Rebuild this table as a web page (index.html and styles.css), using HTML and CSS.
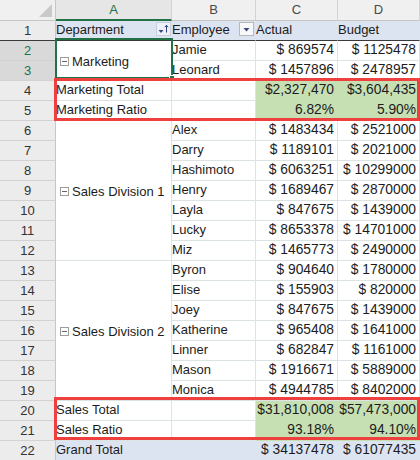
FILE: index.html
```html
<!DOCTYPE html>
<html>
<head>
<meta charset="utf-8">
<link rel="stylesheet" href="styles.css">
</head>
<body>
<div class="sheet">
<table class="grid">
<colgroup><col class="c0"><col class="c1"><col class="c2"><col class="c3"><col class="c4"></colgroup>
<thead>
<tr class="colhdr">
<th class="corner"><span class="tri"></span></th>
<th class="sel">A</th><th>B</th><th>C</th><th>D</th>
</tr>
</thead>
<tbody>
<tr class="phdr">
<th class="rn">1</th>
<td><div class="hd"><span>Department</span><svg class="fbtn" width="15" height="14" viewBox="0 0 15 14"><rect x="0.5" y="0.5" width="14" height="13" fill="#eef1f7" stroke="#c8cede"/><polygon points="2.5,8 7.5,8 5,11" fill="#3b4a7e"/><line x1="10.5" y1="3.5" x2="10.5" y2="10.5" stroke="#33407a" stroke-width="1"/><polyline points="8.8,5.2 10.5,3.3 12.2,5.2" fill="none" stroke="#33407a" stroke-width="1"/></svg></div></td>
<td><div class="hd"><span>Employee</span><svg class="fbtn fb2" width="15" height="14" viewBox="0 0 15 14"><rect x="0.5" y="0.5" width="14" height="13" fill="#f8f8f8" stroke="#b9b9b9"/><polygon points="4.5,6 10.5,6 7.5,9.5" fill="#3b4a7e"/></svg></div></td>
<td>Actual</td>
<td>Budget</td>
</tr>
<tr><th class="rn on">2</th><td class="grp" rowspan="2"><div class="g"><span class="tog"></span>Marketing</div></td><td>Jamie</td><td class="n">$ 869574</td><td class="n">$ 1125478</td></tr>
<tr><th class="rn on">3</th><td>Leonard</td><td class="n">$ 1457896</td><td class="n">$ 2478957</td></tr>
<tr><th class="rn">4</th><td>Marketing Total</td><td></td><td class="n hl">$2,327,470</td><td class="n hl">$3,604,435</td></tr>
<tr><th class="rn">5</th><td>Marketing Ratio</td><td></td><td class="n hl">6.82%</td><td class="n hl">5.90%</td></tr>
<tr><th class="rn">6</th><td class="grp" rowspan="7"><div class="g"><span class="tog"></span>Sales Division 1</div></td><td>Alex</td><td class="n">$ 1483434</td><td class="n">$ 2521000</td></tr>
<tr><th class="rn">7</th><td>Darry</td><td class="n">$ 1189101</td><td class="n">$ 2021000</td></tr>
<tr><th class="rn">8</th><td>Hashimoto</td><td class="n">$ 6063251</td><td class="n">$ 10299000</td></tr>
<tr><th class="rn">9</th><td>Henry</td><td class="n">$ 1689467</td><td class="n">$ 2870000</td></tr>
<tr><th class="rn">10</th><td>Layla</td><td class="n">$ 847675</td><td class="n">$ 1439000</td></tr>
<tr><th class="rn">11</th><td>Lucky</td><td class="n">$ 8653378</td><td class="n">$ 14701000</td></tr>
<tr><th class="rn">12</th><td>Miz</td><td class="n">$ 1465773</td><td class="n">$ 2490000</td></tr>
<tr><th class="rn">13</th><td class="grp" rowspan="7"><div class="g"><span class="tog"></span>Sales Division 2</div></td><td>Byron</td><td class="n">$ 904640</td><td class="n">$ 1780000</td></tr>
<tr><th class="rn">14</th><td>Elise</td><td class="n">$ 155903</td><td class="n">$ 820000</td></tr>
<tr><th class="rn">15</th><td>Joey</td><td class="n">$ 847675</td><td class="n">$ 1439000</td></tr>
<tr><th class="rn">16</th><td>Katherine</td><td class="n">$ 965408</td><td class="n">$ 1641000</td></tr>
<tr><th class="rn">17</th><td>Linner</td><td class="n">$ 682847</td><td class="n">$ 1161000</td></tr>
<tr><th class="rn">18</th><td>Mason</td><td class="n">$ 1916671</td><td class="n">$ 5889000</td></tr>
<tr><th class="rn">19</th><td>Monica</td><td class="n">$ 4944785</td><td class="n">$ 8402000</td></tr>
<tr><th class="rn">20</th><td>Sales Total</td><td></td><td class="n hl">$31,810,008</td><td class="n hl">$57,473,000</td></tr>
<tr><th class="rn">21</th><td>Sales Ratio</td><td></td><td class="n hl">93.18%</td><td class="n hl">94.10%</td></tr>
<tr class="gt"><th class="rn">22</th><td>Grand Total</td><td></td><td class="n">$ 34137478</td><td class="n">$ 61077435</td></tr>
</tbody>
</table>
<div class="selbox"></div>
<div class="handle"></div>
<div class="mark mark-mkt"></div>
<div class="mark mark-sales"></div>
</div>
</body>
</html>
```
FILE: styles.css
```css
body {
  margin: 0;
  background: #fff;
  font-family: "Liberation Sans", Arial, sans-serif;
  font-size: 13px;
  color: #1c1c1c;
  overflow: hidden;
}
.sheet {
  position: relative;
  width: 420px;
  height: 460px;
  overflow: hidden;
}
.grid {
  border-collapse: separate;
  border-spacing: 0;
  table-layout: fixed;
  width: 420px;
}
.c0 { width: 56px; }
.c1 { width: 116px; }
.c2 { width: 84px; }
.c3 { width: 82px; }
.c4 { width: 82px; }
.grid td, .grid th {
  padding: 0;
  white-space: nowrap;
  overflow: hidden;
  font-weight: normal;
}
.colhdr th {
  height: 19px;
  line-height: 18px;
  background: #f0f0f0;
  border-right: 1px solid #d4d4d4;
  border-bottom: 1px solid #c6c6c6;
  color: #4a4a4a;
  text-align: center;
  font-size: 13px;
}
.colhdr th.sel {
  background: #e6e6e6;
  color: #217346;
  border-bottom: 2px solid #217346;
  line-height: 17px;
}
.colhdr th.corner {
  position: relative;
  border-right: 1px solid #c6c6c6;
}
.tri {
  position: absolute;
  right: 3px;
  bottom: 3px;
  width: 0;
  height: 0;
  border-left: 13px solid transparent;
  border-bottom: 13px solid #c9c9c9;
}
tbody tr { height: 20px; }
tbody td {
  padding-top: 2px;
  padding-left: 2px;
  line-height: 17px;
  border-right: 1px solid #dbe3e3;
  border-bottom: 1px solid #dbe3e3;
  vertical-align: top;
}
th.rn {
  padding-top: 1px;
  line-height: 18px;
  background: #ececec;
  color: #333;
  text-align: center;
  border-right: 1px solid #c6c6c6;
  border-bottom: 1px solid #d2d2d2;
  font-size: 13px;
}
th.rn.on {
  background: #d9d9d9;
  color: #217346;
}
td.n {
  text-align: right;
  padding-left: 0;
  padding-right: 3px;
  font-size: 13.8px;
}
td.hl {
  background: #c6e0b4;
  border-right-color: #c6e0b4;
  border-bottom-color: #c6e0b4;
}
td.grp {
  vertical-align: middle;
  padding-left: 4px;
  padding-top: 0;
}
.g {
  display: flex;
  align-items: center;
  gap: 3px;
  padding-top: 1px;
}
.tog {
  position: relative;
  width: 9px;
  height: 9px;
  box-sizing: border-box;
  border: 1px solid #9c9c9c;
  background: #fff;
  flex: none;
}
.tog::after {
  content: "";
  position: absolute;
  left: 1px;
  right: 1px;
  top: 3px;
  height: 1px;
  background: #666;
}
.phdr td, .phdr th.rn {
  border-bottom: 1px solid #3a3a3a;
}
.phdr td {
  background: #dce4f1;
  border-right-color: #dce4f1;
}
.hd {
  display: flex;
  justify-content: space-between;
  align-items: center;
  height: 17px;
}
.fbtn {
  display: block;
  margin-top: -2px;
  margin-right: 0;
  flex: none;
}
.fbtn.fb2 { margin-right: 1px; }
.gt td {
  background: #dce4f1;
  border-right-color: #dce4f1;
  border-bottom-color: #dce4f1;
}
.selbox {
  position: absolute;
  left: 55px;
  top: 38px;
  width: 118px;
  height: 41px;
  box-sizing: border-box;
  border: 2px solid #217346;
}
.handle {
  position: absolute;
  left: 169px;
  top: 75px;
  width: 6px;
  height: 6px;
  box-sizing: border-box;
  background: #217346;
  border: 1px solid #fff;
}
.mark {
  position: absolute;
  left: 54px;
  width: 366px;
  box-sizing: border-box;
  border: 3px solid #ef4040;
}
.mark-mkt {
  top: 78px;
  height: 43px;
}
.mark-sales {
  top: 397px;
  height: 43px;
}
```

**EXERCISE AIM**
Across the material above, how many lines include the string "index"? Only the number is wanted.

**WRITTEN SOLUTION**
2